これを聞いて調書に書いてないって、大丈夫なの?と思うかもしれませんが、その調書自体を否定しているわけではありません。私が考えている検討すべきことは、見ている調書以外に関連することも、判断をする際に考えるべきであるということを言いたいのです。

例えば、検討している会計処理に関して、税務処理、関連する会計基準、財務インパクト、連結の処理、開示、内部統制との関係、どの部署における取引で、その部署における当該取引の意味、取引先の業界、ファイナンス方法、決済タイミング、など、様々なことを考えることができます。

その全てを記載している調書など、私は見たことがありません。

そして、この検討事項が多く上げられる監査人こそ、優秀な会計士だと思っています。なぜかというと、これこそ全体像を把握していないと上げられないからです。

そして全体像というのは、その範囲は広げることができると思っています。高みを目指している感覚ですね。より高い視点を手に入れる。

でも、最初から全体像が見えている人はいないと思います。なので、その時点で考えられる関連論点を考え、書き出すのです。そして、関連論点についても、どうなるかを考え、また書き出し続けることで、関連事項を増やしていくのです。

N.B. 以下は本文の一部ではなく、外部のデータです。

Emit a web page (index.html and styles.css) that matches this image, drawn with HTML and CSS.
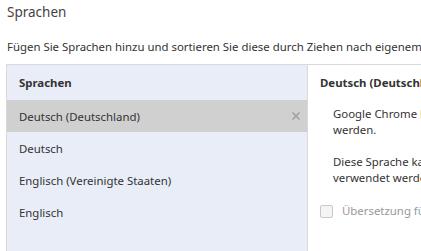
FILE: index.html
```html
<!DOCTYPE html>
<html lang="de">
<head>
    <meta charset="UTF-8">
    <title>Sprachen</title>
    <link rel="stylesheet" href="styles.css">
</head>
<body>
    <div class="page">
        <h1 class="title">Sprachen</h1>
        <p class="intro">Fügen Sie Sprachen hinzu und sortieren Sie diese durch Ziehen nach eigenem Wunsch.</p>

        <div class="lang-box">
            <div class="lang-list">
                <div class="list-header">Sprachen</div>
                <div class="lang-item selected">
                    <span>Deutsch (Deutschland)</span>
                    <svg class="remove" width="10" height="10" viewBox="0 0 10 10">
                        <path d="M1.5 1.5 L8.5 8.5 M8.5 1.5 L1.5 8.5" stroke="#a0a0a0" stroke-width="1.6" fill="none"/>
                    </svg>
                </div>
                <div class="lang-item"><span>Deutsch</span></div>
                <div class="lang-item"><span>Englisch (Vereinigte Staaten)</span></div>
                <div class="lang-item"><span>Englisch</span></div>
            </div>

            <div class="lang-detail">
                <div class="detail-header">Deutsch (Deutschland)</div>
                <p class="detail-text">Google Chrome kann in dieser Sprache angezeigt werden.</p>
                <p class="detail-text">Diese Sprache kann für die Rechtschreibprüfung verwendet werden.</p>
                <label class="translate">
                    <span class="checkbox"></span>
                    <span>Übersetzung für diese Sprache anbieten</span>
                </label>
            </div>
        </div>
    </div>
</body>
</html>
```

FILE: styles.css
```css
* {
    margin: 0;
    padding: 0;
    box-sizing: border-box;
}

body {
    font-family: 'Noto Sans', 'Open Sans', sans-serif;
    font-size: 11.4px;
    color: #333;
    background: #fff;
    overflow: hidden;
}

.page {
    padding: 3px 0 0 7px;
    width: 640px;
}

.title {
    font-size: 13.5px;
    font-weight: 400;
    color: #444;
    line-height: 18px;
}

.intro {
    margin-top: 18px;
    line-height: 16px;
    white-space: nowrap;
}

.lang-box {
    display: flex;
    margin-top: 9px;
    margin-left: -1px;
    border-top: 1px solid #d9d9d9;
    border-left: 1px solid #d9d9d9;
    height: 200px;
}

.lang-list {
    width: 301px;
    background: #e8edf8;
    border-right: 1px solid #d9d9d9;
}

.list-header {
    height: 35px;
    line-height: 34px;
    padding: 1px 0 0 12px;
    font-weight: 700;
}

.lang-item {
    height: 32px;
    display: flex;
    align-items: center;
    justify-content: space-between;
    padding: 0 6px 0 12px;
}

.lang-item.selected {
    background: #d0d0d0;
}

.lang-detail {
    flex: 1;
    padding: 0 0 0 12px;
    white-space: nowrap;
    overflow: hidden;
}

.detail-header {
    height: 35px;
    line-height: 34px;
    padding-top: 1px;
    font-weight: 700;
}

.detail-text {
    padding-left: 13px;
    line-height: 16px;
    margin: 6px 0 16px;
    white-space: normal;
    width: 285px;
}

.translate {
    display: flex;
    align-items: center;
    gap: 9px;
    margin-top: 17px;
    color: #999;
    line-height: 16px;
}

.checkbox {
    width: 13px;
    height: 13px;
    border: 1px solid #c8c8c8;
    border-radius: 2px;
    background: #f4f4f4;
}
```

でこの全体像の把握という視点は、『速さは全てを解決する』という本から学びました。全体像の把握は、自分の仕事の重要なポイントを考えることで、全体像は見えてくると述べられています。是非参考にしてみてください。

”頭が整理されていると、自分の仕事に関して何が大切か、どの点を押さえておくべきか、
どういう問題が起こり得るか、その場合どうすべきなのかが、普段から読めるようになってくる。”

関連論点の本を買う

といっても、関連論点ってどう探すのよって思いますよね。そんな時は、先人の知恵を拝借するのです。関連しそうな本から、関連論点を探すのが手っ取り早いです。しかも、会計は論点ごとに本になっていることが多いので探しやすいと思います。
これは、別記事にも記載したのでご参照ください。

ちなみに、参考までですが、例えば、上記に記載したファイナンスの関連論点探しだったら『M&Aファイナンス』がおすすめです。

長くなりましたが、以上になります。是非時間を有効に使ってみてはいかがでしょうか。